DS: I use half a dozen farmers and they set stuff aside for me. Rick Dishop [of Mountain Sweet Berry Farm] gets this stuff called milkweed and this weird Italian broccoli called Spigarello.
AB: What advice would you offer young chefs just getting started?
DS: Put your heart into it, don’t give up, and learn good techniques.
AB: What ingredient that you like do you feel is underappreciated or under utilized? Why?
DS: Salt and pepper. Regular people always ask what did you put on that, and you’re like “um, salt and pepper.” I think it’s one of those things that we take for granted. It’s automatic for a lot of us now. We don’t think about where it comes from, how they rake it out of the sea and let it dry out.
AB: What are a few of your favorite flavor combinations?
DS: Capers and carrots and citrus. I have that on all my skate dishes right now. I have also been a freak for zested citrus on top of things, especially on top of something rich and fatty, like cream sauce with zest. It smells really good.
AB: At StarChefs we publish technique features for chefs to learn.
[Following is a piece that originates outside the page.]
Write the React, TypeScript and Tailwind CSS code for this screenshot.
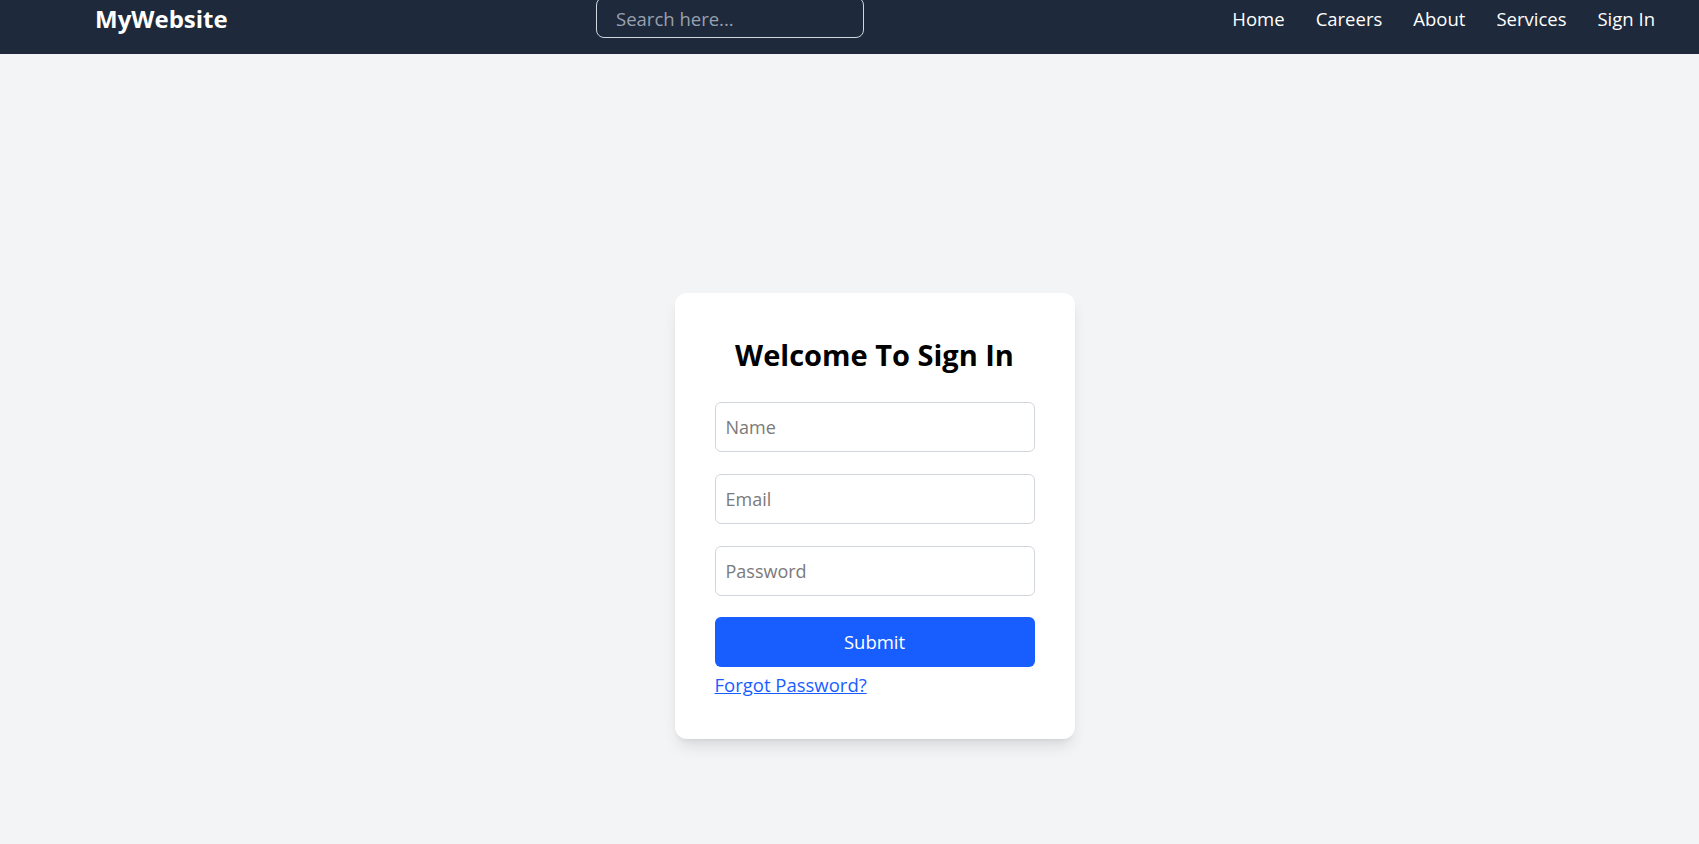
import React from 'react';

const NAV_LINKS = ['Home', 'Careers', 'About', 'Services', 'Sign In'];

const Navbar: React.FC = () => {
  return (
    <nav className="h-[54px] bg-[#1e293b] flex justify-between items-start pl-[95px] pr-[44px] pt-[3px]">
      <a href="#" className="text-white font-bold text-[24px] leading-[32px]">
        MyWebsite
      </a>
      <input
        type="text"
        placeholder="Search here..."
        className="-mt-[6px] w-[268px] h-[41px] rounded-lg border border-gray-300 bg-transparent px-[19px] pt-[2px] text-[18.5px] text-white placeholder:text-gray-400 outline-none"
      />
      <ul className="flex gap-[31px] pt-[2px]">
        {NAV_LINKS.map((link) => (
          <li key={link}>
            <a href="#" className="text-white text-[18.5px] leading-[28px]">
              {link}
            </a>
          </li>
        ))}
      </ul>
    </nav>
  );
};

const SignInCard: React.FC = () => {
  return (
    <form className="w-[400px] bg-white rounded-xl shadow-lg p-10 flex flex-col">
      <h2 className="text-center font-bold text-[29px] leading-[44px] mb-[25px] text-black">
        Welcome To Sign In
      </h2>
      <div className="flex flex-col gap-[22px]">
        <input type="text" placeholder="Name" className="h-[50px] rounded-md border border-gray-300 px-[10px] text-[18px] placeholder:text-[#7a7a7a] outline-none" />
        <input type="email" placeholder="Email" className="h-[50px] rounded-md border border-gray-300 px-[10px] text-[18px] placeholder:text-[#7a7a7a] outline-none" />
        <input type="password" placeholder="Password" className="h-[50px] rounded-md border border-gray-300 px-[10px] text-[18px] placeholder:text-[#7a7a7a] outline-none" />
        <button type="button" className="h-[50px] -mt-[1px] rounded-md bg-[#185eff] text-white text-[18.5px]">
          Submit
        </button>
      </div>
      <a href="#" className="self-start mt-[4px] text-[#185eff] underline text-[18.5px] leading-[28px]">
        Forgot Password?
      </a>
    </form>
  );
};

export default function App() {
  return (
    <div className="min-h-screen bg-gray-100 font-['Open_Sans',sans-serif]">
      <Navbar />
      <main className="flex justify-center pl-[50px] pt-[239px] pb-[100px]">
        <SignInCard />
      </main>
    </div>
  );
}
Is there a culinary technique that you have either created or borrowed and use in an unusual way?
DS: We have done a lot of classic techniques and applied them in different ways. We confit whole racks of pork in duck fat. We brine them with salt and herbs and put it at a really low temperature and confit it, then slice and roast the chops. It makes them more tender and a littler porkier in the duck fat.
AB: What are your favorite cookbooks?
DS: Larousse Gastronomique and Le Repertoire De La Cuisine.
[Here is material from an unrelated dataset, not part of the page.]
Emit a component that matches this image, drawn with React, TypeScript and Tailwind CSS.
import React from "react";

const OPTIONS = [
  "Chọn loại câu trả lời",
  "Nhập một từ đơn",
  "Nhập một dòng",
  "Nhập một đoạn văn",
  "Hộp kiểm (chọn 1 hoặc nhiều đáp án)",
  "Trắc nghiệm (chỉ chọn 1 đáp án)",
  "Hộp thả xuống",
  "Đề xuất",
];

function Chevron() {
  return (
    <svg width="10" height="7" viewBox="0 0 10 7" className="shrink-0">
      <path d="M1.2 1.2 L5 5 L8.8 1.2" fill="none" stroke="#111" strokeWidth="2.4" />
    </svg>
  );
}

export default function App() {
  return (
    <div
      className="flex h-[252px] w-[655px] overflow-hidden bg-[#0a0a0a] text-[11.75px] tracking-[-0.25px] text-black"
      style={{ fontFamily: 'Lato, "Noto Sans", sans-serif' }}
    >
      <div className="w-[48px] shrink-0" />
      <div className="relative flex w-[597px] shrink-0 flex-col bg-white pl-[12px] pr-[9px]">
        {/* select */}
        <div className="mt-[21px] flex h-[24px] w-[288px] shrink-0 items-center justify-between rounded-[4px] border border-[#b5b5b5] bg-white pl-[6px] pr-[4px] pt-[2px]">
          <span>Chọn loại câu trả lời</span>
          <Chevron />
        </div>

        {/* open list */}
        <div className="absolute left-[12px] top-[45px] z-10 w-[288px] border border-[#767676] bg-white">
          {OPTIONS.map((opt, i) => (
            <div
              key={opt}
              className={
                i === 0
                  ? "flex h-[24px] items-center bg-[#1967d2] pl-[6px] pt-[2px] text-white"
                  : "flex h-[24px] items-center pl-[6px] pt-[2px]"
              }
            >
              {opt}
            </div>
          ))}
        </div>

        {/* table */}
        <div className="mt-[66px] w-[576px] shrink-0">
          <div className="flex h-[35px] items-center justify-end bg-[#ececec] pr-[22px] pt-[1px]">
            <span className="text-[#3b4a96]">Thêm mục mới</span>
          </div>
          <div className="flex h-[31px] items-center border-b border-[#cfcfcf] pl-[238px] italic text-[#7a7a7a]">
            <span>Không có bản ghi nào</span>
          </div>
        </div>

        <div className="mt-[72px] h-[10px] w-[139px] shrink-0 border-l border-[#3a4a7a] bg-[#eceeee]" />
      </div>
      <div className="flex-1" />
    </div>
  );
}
AB: What is your favorite tool?
DS: Spoons and cheap paring knives. A good spoon is a great thing.
AB: What trends do you see emerging in the restaurant industry now?
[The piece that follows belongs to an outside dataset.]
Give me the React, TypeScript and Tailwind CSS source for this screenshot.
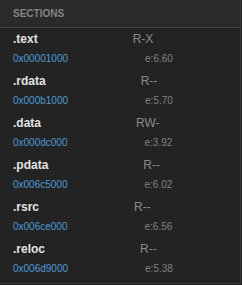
import React from "react";

const sections = [
  { name: ".text", perm: "R-X", addr: "0x00001000", e: "6.60" },
  { name: ".rdata", perm: "R--", addr: "0x000b1000", e: "5.70" },
  { name: ".data", perm: "RW-", addr: "0x000dc000", e: "3.92" },
  { name: ".pdata", perm: "R--", addr: "0x006c5000", e: "6.02" },
  { name: ".rsrc", perm: "R--", addr: "0x006ce000", e: "6.56" },
  { name: ".reloc", perm: "R--", addr: "0x006d9000", e: "5.38" },
];

export default function App() {
  return (
    <div
      className="w-[242px] h-[285px] bg-[#1c1c1c] overflow-hidden"
      style={{ fontFamily: '"Liberation Sans", Arial, sans-serif' }}
    >
      <div className="w-[241px] h-[284px] bg-[#232323] border-r border-b border-[#3a3a3a] flex flex-col">
        <div className="h-[28px] shrink-0 bg-[#2a2a2a] border-b border-[#414141] flex items-center pl-[13px]">
          <span className="text-[10px] leading-[14px] font-bold text-[#858585]">SECTIONS</span>
        </div>
        <div className="flex flex-col">
          {sections.map((s) => (
            <div key={s.name} className="pt-[3px] pb-[4px] pl-[13px] flex flex-col gap-[5px]">
              <div className="flex items-center h-[16px]">
                <span className="text-[12px] leading-[16px] font-bold text-[#e2e2e2]">{s.name}</span>
                <span className="ml-[95px] text-[12px] leading-[16px] text-[#8a8a8a]">{s.perm}</span>
              </div>
              <div className="flex items-center h-[14px]">
                <span className="text-[10px] leading-[14px] text-[#4f9bd6]">{s.addr}</span>
                <span className="ml-[77px] text-[10px] leading-[14px] text-[#808080]">e:{s.e}</span>
              </div>
            </div>
          ))}
        </div>
      </div>
    </div>
  );
}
DS: Well, what’s the next comfort food that will be ‘gourmeted’ up? The burger has been done. The fried chicken thing has gone on for two years. People did hot dogs. I am wondering what the next thing that comes pre-packed to us will be. Like a Triscuit or a Ritz? Pizza was a huge thing this year, both in San Francisco and here [in New York]. What’s the next pedestrian or comfort food to come up now for diners that will have a creative flair to them? We brought back terrines, patés, and charcuterie, which is French comfort food. In essence a nice paté is like a meatloaf. It doesn’t really compare but it is relatable in some ways. You also have to look at what your customers want and not just want your tastes are.
AB: What is your philosophy on food and dining?
DS: Find what your guests want and do what your heart wants and what you want to do, too, but know your guest.
AB: What is your most important kitchen rule?
DS: Cook with your senses and feel the food. The most important ingredient is the love you have to put into the dish. When you do that it shows through to the customer.
AB: How are you involved in your local culinary community? Nationally/Globally?
DS: I’m involved with Lincoln Center and the Farmer’s Market. I do events for them to get them out there and appeal to a broad audience. And I use produce from local farmers. We have a local impact with what we buy and how we buy in a positive way.
AB: Where do you most want to go for culinary travel?
DS: To a place that I have yet to travel to—Marrakesh, Morocco.
AB: Have you taken any steps to become a sustainable restaurant?
DS: Our water program uses refillable water (so there’s less waste); our Kitchen hood system is very energy efficient; we use some recycled products; and we buy as much local meat, fish, and vegetables as we can.
AB: What is ‘American Cuisine’ to you?
DS: It is food cooked from the soul that incorporates your style, good techniques, great regional/seasonal ingredients, and stays true to itself.
AB: If you weren’t a chef what do you think you’d be doing?
DS: I’d be a marine biologist on a boat.
AB: What does success mean for you?
DS: I am satisfied when my guests are happy and my cooks have had a good service, and long term the more I try to turn my career different ways, things fall through. But the more I let the roller coaster take me, things happen. I just ride the coaster.